SHORT EXERCISE: Read the material below and tally how many lines hold the word "styles", giving the number and nothing else.

▽

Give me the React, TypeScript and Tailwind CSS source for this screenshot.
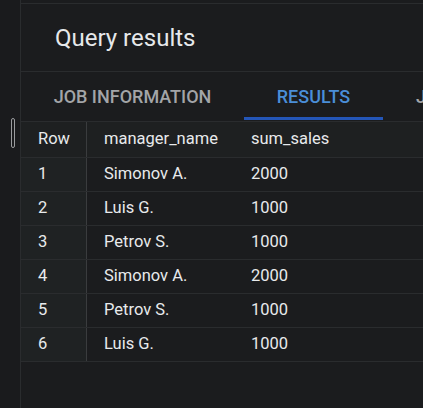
import React from "react";

const rows = [
  { name: "Simonov A.", sales: 2000 },
  { name: "Luis G.", sales: 1000 },
  { name: "Petrov S.", sales: 1000 },
  { name: "Simonov A.", sales: 2000 },
  { name: "Petrov S.", sales: 1000 },
  { name: "Luis G.", sales: 1000 },
];

export default function App() {
  return (
    <div
      className="flex h-[408px] w-[423px] overflow-hidden bg-[#1b1c1e] text-[#e8eaec]"
      style={{ fontFamily: "Roboto, 'Liberation Sans', sans-serif" }}
    >
      {/* left gutter with resize handle */}
      <div className="flex w-[21px] shrink-0 flex-col border-r border-[#2a2c2e] bg-[#1a1b1d]">
        <div className="h-[118px]" />
        <div className="ml-[11px] h-[30px] w-[4px] rounded-sm border border-[#9a9c9e]" />
      </div>

      <div className="flex min-w-0 flex-1 flex-col">
        <div className="h-[3px]" />
        <div className="flex h-[69px] items-center border-y border-[#2a2c2e] pl-[34px]">
          <h1 className="text-[24px] font-normal text-[#e6e8ea]">Query results</h1>
        </div>

        {/* tabs */}
        <div className="flex h-[50px] items-stretch border-b border-[#2a2c2e] text-[18px] font-medium whitespace-nowrap">
          <div className="flex w-[223px] shrink-0 items-center justify-center text-[#a3a5a8]">JOB INFORMATION</div>
          <div className="relative flex w-[139px] shrink-0 items-center justify-center text-[#4a8ed8]">
            RESULTS
            <div className="absolute bottom-[1px] left-0 right-0 h-[3px] bg-[#2456b8]" />
          </div>
          <div className="flex items-center pl-[33px] text-[#a3a5a8]">JSON</div>
        </div>

        {/* table */}
        <div className="text-[16.5px]">
          <div className="flex h-[36px] items-center border-b border-[#2a2c2e] bg-[#1e2021]">
            <div className="flex h-full w-[66px] items-center border-r border-[#3a3c3e] pl-[17px]">Row</div>
            <div className="w-[147px] pl-[17px]">manager_name</div>
            <div className="pl-[17px]">sum_sales</div>
          </div>
          {rows.map((r, i) => (
            <div key={i} className="flex h-[34px] items-center border-b border-[#2a2c2e]">
              <div className="flex h-full w-[66px] items-center border-r border-[#3a3c3e] bg-[#1f2223] pl-[17px]">
                {i + 1}
              </div>
              <div className="w-[147px] pl-[17px]">{r.name}</div>
              <div className="pl-[17px]">{r.sales}</div>
            </div>
          ))}
        </div>
      </div>
    </div>
  );
}
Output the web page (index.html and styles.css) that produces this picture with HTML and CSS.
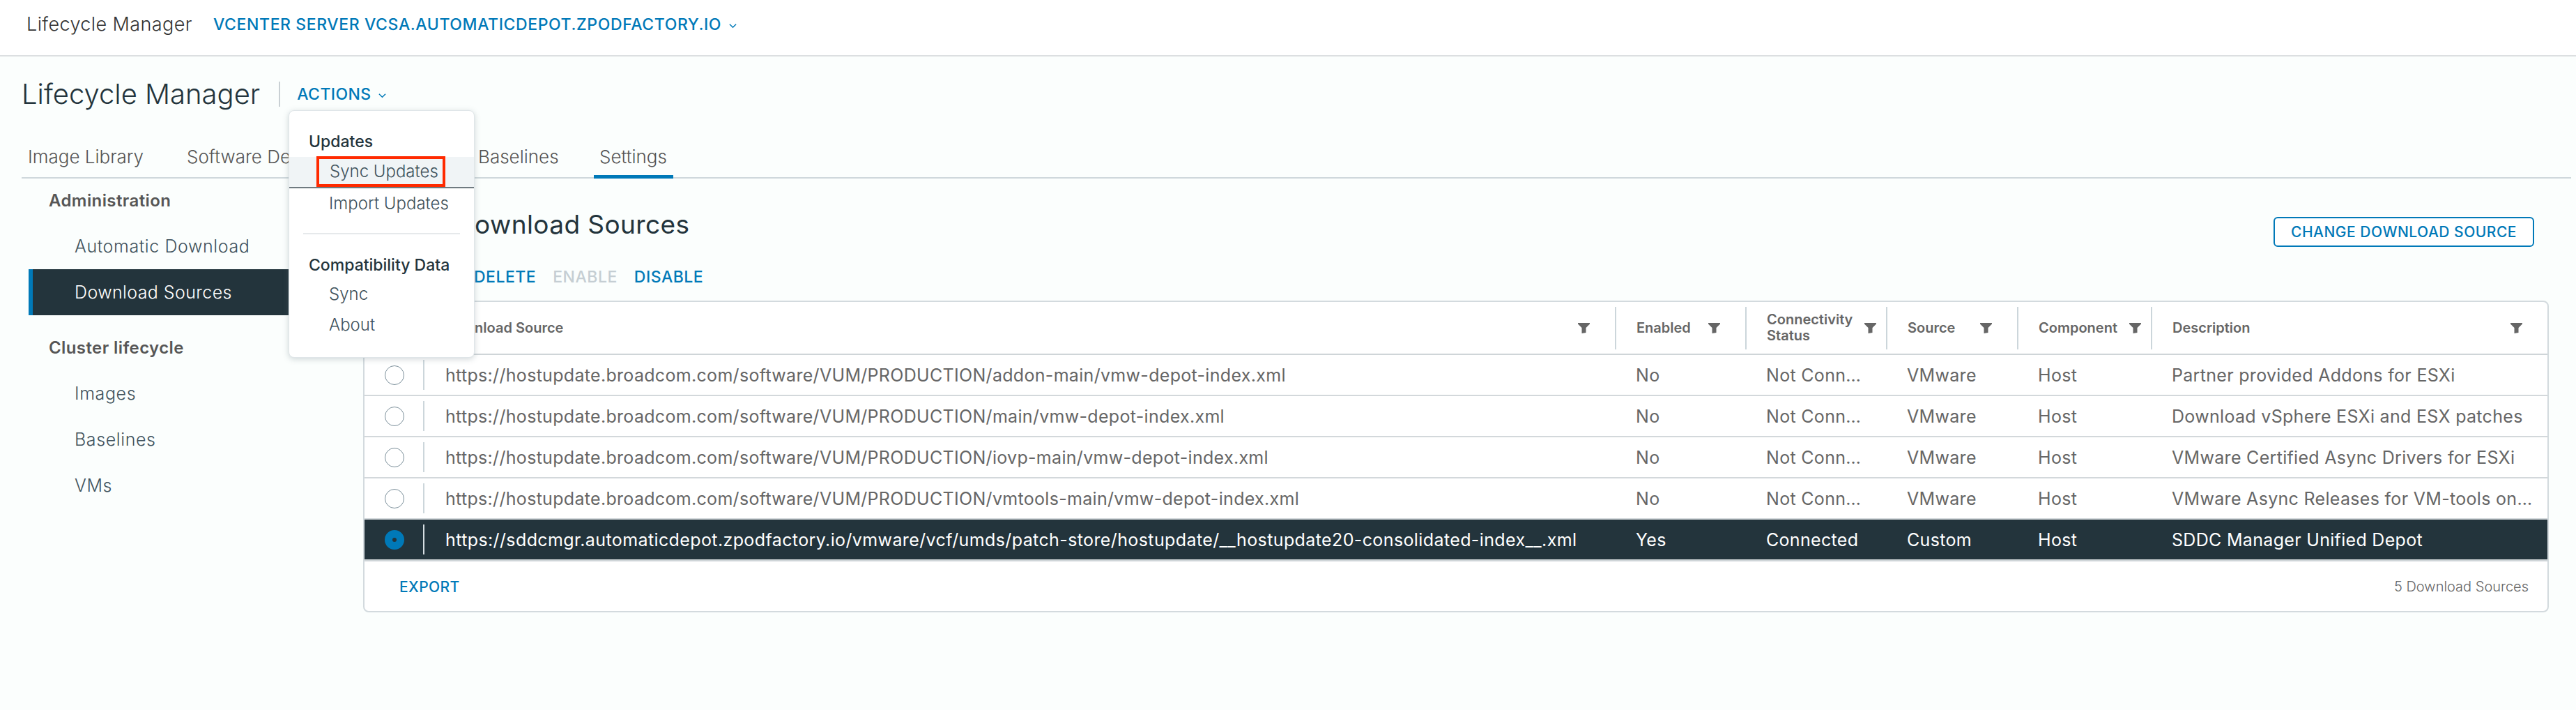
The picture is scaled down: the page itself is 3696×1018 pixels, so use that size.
FILE: index.html
```html
<!doctype html>
<html>
<head>
<meta charset="UTF-8" />
<title>Lifecycle Manager</title>
<link rel="stylesheet" href="styles.css">
</head>
<body>
	<header class="app-header">
		<span class="app-name">Lifecycle Manager</span>
		<a class="context-link">VCENTER SERVER VCSA.AUTOMATICDEPOT.ZPODFACTORY.IO
			<svg class="caret" viewBox="0 0 12 8"><path d="M1 1.5L6 6.5L11 1.5" /></svg>
		</a>
	</header>

	<div class="title-bar">
		<h1 class="page-title">Lifecycle Manager</h1>
		<a class="actions-link">ACTIONS
			<svg class="caret" viewBox="0 0 12 8"><path d="M1 1.5L6 6.5L11 1.5" /></svg>
		</a>
	</div>

	<nav class="tabs">
		<a class="tab tab-library">Image Library</a>
		<a class="tab tab-depot">Software Depot</a>
		<a class="tab tab-baselines">Baselines</a>
		<a class="tab tab-active">Settings</a>
	</nav>

	<div class="dropdown">
		<div class="dropdown-head">Updates</div>
		<div class="dropdown-item item-focus"><span class="red-box">Sync Updates</span></div>
		<div class="dropdown-item">Import Updates</div>
		<div class="dropdown-divider"></div>
		<div class="dropdown-head">Compatibility Data</div>
		<div class="dropdown-item">Sync</div>
		<div class="dropdown-item">About</div>
	</div>

	<div class="content">
		<aside class="sidebar">
			<div class="side-title">Administration</div>
			<a class="side-link">Automatic Download</a>
			<a class="side-link side-active">Download Sources</a>
			<div class="side-title side-title-2">Cluster lifecycle</div>
			<a class="side-link">Images</a>
			<a class="side-link">Baselines</a>
			<a class="side-link">VMs</a>
		</aside>

		<main class="main">
			<div class="main-head">
				<h2 class="main-title">Download Sources</h2>
				<button class="outline-btn">CHANGE DOWNLOAD SOURCE</button>
			</div>
			<div class="grid-actions">
				<a class="grid-action">DELETE</a>
				<a class="grid-action action-off">ENABLE</a>
				<a class="grid-action">DISABLE</a>
			</div>

			<div class="datagrid">
				<table class="grid-table">
					<colgroup>
						<col class="col-radio"><col class="col-url"><col class="col-enabled"><col class="col-conn"><col class="col-source"><col class="col-comp"><col>
					</colgroup>
					<thead>
						<tr>
							<th></th>
							<th><div class="th-box th-first"><span>Download Source</span><svg class="funnel" viewBox="0 0 17 15"><path d="M0 0H17V1.500L11.500 7V14L5.500 15V7L0 1.500Z" /></svg></div></th>
							<th><div class="th-box"><span>Enabled</span><svg class="funnel" viewBox="0 0 17 15"><path d="M0 0H17V1.500L11.500 7V14L5.500 15V7L0 1.500Z" /></svg></div></th>
							<th><div class="th-box th-tight"><span>Connectivity<br>Status</span><svg class="funnel" viewBox="0 0 17 15"><path d="M0 0H17V1.500L11.500 7V14L5.500 15V7L0 1.500Z" /></svg></div></th>
							<th><div class="th-box"><span>Source</span><svg class="funnel" viewBox="0 0 17 15"><path d="M0 0H17V1.500L11.500 7V14L5.500 15V7L0 1.500Z" /></svg></div></th>
							<th><div class="th-box th-tight"><span>Component</span><svg class="funnel" viewBox="0 0 17 15"><path d="M0 0H17V1.500L11.500 7V14L5.500 15V7L0 1.500Z" /></svg></div></th>
							<th><div class="th-box"><span>Description</span><svg class="funnel" viewBox="0 0 17 15"><path d="M0 0H17V1.500L11.500 7V14L5.500 15V7L0 1.500Z" /></svg></div></th>
						</tr>
					</thead>
					<tbody>
						<tr>
							<td class="radio-cell"><div class="radio-box"><i class="radio"></i></div></td>
							<td>https://hostupdate.broadcom.com/software/VUM/PRODUCTION/addon-main/vmw-depot-index.xml</td>
							<td>No</td><td>Not Conn…</td><td>VMware</td><td>Host</td><td>Partner provided Addons for ESXi</td>
						</tr>
						<tr>
							<td class="radio-cell"><div class="radio-box"><i class="radio"></i></div></td>
							<td>https://hostupdate.broadcom.com/software/VUM/PRODUCTION/main/vmw-depot-index.xml</td>
							<td>No</td><td>Not Conn…</td><td>VMware</td><td>Host</td><td>Download vSphere ESXi and ESX patches</td>
						</tr>
						<tr>
							<td class="radio-cell"><div class="radio-box"><i class="radio"></i></div></td>
							<td>https://hostupdate.broadcom.com/software/VUM/PRODUCTION/iovp-main/vmw-depot-index.xml</td>
							<td>No</td><td>Not Conn…</td><td>VMware</td><td>Host</td><td>VMware Certified Async Drivers for ESXi</td>
						</tr>
						<tr>
							<td class="radio-cell"><div class="radio-box"><i class="radio"></i></div></td>
							<td>https://hostupdate.broadcom.com/software/VUM/PRODUCTION/vmtools-main/vmw-depot-index.xml</td>
							<td>No</td><td>Not Conn…</td><td>VMware</td><td>Host</td><td>VMware Async Releases for VM-tools on…</td>
						</tr>
						<tr class="row-selected">
							<td class="radio-cell"><div class="radio-box"><i class="radio radio-on"></i></div></td>
							<td class="url-long">https://sddcmgr.automaticdepot.zpodfactory.io/vmware/vcf/umds/patch-store/hostupdate/__hostupdate20-consolidated-index__.xml</td>
							<td>Yes</td><td>Connected</td><td>Custom</td><td>Host</td><td>SDDC Manager Unified Depot</td>
						</tr>
					</tbody>
				</table>
				<div class="grid-footer">
					<a class="export-link">EXPORT</a>
					<span class="grid-count">5 Download Sources</span>
				</div>
			</div>
		</main>
	</div>
</body>
</html>
```

FILE: styles.css
```css
html, body, h1, h2, div, table, tr, td, th, a, button{
	margin:0;
	padding:0;
}
body{
	width:3696px;
	height:1018px;
	overflow:hidden;
	position:relative;
	background-color:#fbfefd;
	font-family:"Inter", "Open Sans", sans-serif;
	font-weight:350;
	font-size:25px;
	letter-spacing:.4px;
	color:#3f525c;
}
.caret{
	width:11px;
	height:8px;
	margin-left:4px;
	vertical-align:2px;
	fill:none;
	stroke:#0079b8;
	stroke-width:1.6;
}

/* top bar */
.app-header{
	height:81px;
	display:flex;
	align-items:center;
	padding-left:38px;
	padding-bottom:10px;
	box-sizing:border-box;
	border-bottom:2px solid #dcdfe1;
	background-color:#fff;
}
.app-name{
	width:268px;
	font-size:27px;
	font-weight:300;
	color:#333;
}
.context-link{
	font-size:23px;
	font-weight:500;
	letter-spacing:.6px;
	color:#0079b8;
}

/* title */
.title-bar{
	height:108px;
	display:flex;
	align-items:center;
	padding-left:31px;
	box-sizing:border-box;
	padding-top:0;
}
.page-title{
	font-size:40px;
	font-weight:300;
	letter-spacing:0;
	color:#23343c;
	padding-right:27px;
	border-right:2px solid #c9d0d4;
	line-height:36px;
}
.actions-link{
	margin-left:24px;
	font-size:23px;
	font-weight:500;
	color:#0079b8;
}

/* tabs */
.tabs{
	height:67px;
	margin-left:31px;
	margin-right:7px;
	border-bottom:2px solid #cfd8dc;
	box-sizing:border-box;
	display:flex;
	font-size:26px;
	letter-spacing:0;
	color:#565656;
}
.tab{
	padding:20px 8px 0;
	margin-bottom:-2px;
	box-sizing:border-box;
}
.tab-library{
	margin-left:1px;
	width:228px;
}
.tab-depot{
	width:418px;
}
.tab-baselines{
	width:174px;
}
.tab-active{
	width:114px;
	border-bottom:5px solid #0079b8;
}

/* actions menu */
.dropdown{
	position:absolute;
	left:414px;
	top:158px;
	width:267px;
	height:355px;
	padding-top:24px;
	box-sizing:border-box;
	background-color:#fff;
	border:1px solid #dfe5e8;
	border-radius:8px;
	box-shadow:0 2px 8px rgba(90,110,120,.28);
	font-size:24px;
	letter-spacing:0;
	color:#3f525c;
	z-index:5;
}
.dropdown-head{
	height:40px;
	line-height:40px;
	padding-left:28px;
	font-weight:500;
	color:#23343c;
	font-size:23px;
}
.dropdown-item{
	height:44px;
	line-height:44px;
	padding-left:57px;
}
.item-focus{
	position:relative;
	background-color:#f0f4f6;
	border-bottom:2px solid #6f7a80;
	box-sizing:border-box;
	height:45px;
	margin-top:2px;
}
.red-box{
	position:absolute;
	left:39px;
	top:-1px;
	width:185px;
	height:44px;
	padding-left:15px;
	box-sizing:border-box;
	border:4px solid #ff2a00;
	line-height:36px;
	white-space:nowrap;
}
.dropdown-divider{
	height:2px;
	margin:20px 20px 24px;
	background-color:#e6e9eb;
}

/* layout */
.content{
	display:flex;
}
.sidebar{
	width:521px;
	flex:none;
	box-sizing:border-box;
	padding-left:41px;
}
.side-title{
	height:64px;
	line-height:64px;
	padding-left:29px;
	font-weight:600;
	font-size:24px;
	color:#565656;
}
.side-title-2{
	margin-top:15px;
}
.side-link{
	display:block;
	height:66px;
	line-height:66px;
	padding-left:66px;
	letter-spacing:.6px;
	color:#3f525c;
}
.side-active{
	width:460px;
	box-sizing:border-box;
	padding-left:60px;
	border-left:6px solid #0079b8;
	background-color:#23343c;
	letter-spacing:.4px;
	color:#fff;
}

/* main */
.main{
	flex:1;
	margin-right:39px;
}
.main-head{
	height:113px;
	display:flex;
	justify-content:space-between;
	align-items:flex-start;
}
.main-title{
	margin:44px 0 0 133px;
	font-size:37px;
	line-height:44px;
	font-weight:400;
	color:#23343c;
}
.outline-btn{
	margin:55px 21px 0 0;
	width:374px;
	height:43px;
	background-color:#fff;
	border:2px solid #0079b8;
	border-radius:6px;
	font-family:"Inter", "Open Sans", sans-serif;
	font-size:21px;
	letter-spacing:.5px;
	font-weight:500;
	color:#0079b8;
}
.grid-actions{
	height:62px;
	display:flex;
	gap:24px;
	padding-left:159px;
	font-size:23px;
	font-weight:500;
	letter-spacing:.5px;
	color:#0079b8;
}
.grid-action{
	line-height:56px;
}
.action-off{
	color:#c5ced3;
}

/* datagrid */
.datagrid{
	background-color:#fff;
	border:2px solid #d3dade;
	border-radius:8px;
	height:447px;
	box-sizing:border-box;
}
.grid-table{
	width:100%;
	table-layout:fixed;
	border-collapse:collapse;
}
.col-radio{
	width:86px;
}
.col-url{
	width:1708px;
}
.col-enabled{
	width:187px;
}
.col-conn{
	width:202px;
}
.col-source{
	width:188px;
}
.col-comp{
	width:192px;
}
.grid-table th{
	height:74px;
	padding:0;
	border-bottom:2px solid #cfd5d8;
	text-align:left;
	font-size:20px;
	font-weight:600;
	letter-spacing:0;
	color:#666;
}
.th-box{
	height:61px;
	display:flex;
	align-items:center;
	justify-content:space-between;
	border-left:2px solid #ccd6db;
	padding:0 36px 0 29px;
	line-height:23px;
}
.th-first{
	border-left:0;
}
.th-tight{
	padding-right:14px;
}
.funnel{
	width:17px;
	height:15px;
	flex:none;
	fill:#666;
}
.grid-table td{
	height:57px;
	padding:0 0 0 30px;
	border-bottom:2px solid #d3d8db;
	font-size:25px;
	font-weight:400;
	letter-spacing:.31px;
	color:#666;
	white-space:nowrap;
	overflow:hidden;
}
.grid-table td.radio-cell{
	padding:0;
}
.radio-box{
	height:43px;
	display:flex;
	align-items:center;
	padding-left:29px;
	border-right:2px solid #ccd6db;
}
.radio{
	width:28px;
	height:28px;
	box-sizing:border-box;
	border:1.5px solid #7a8e99;
	border-radius:50%;
	background-color:#fff;
}
.radio-on{
	border:11px solid #0079b8;
	background-color:#23343c;
}
.row-selected td{
	background-color:#23343c;
	color:#fff;
	border-bottom:3px solid #cfd5d8;
}
.row-selected td.url-long{
	letter-spacing:.39px;
}
.row-selected .radio-box{
	border-right-color:#d5dde1;
}
.grid-footer{
	height:70px;
	display:flex;
	align-items:center;
	justify-content:space-between;
	padding:2px 27px 0 50px;
	box-sizing:border-box;
}
.export-link{
	font-size:21px;
	font-weight:500;
	color:#0079b8;
}
.grid-count{
	font-size:20px;
	color:#666;
	letter-spacing:0;
}
```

△

SOLUTION FOR THIS PROBLEM: 3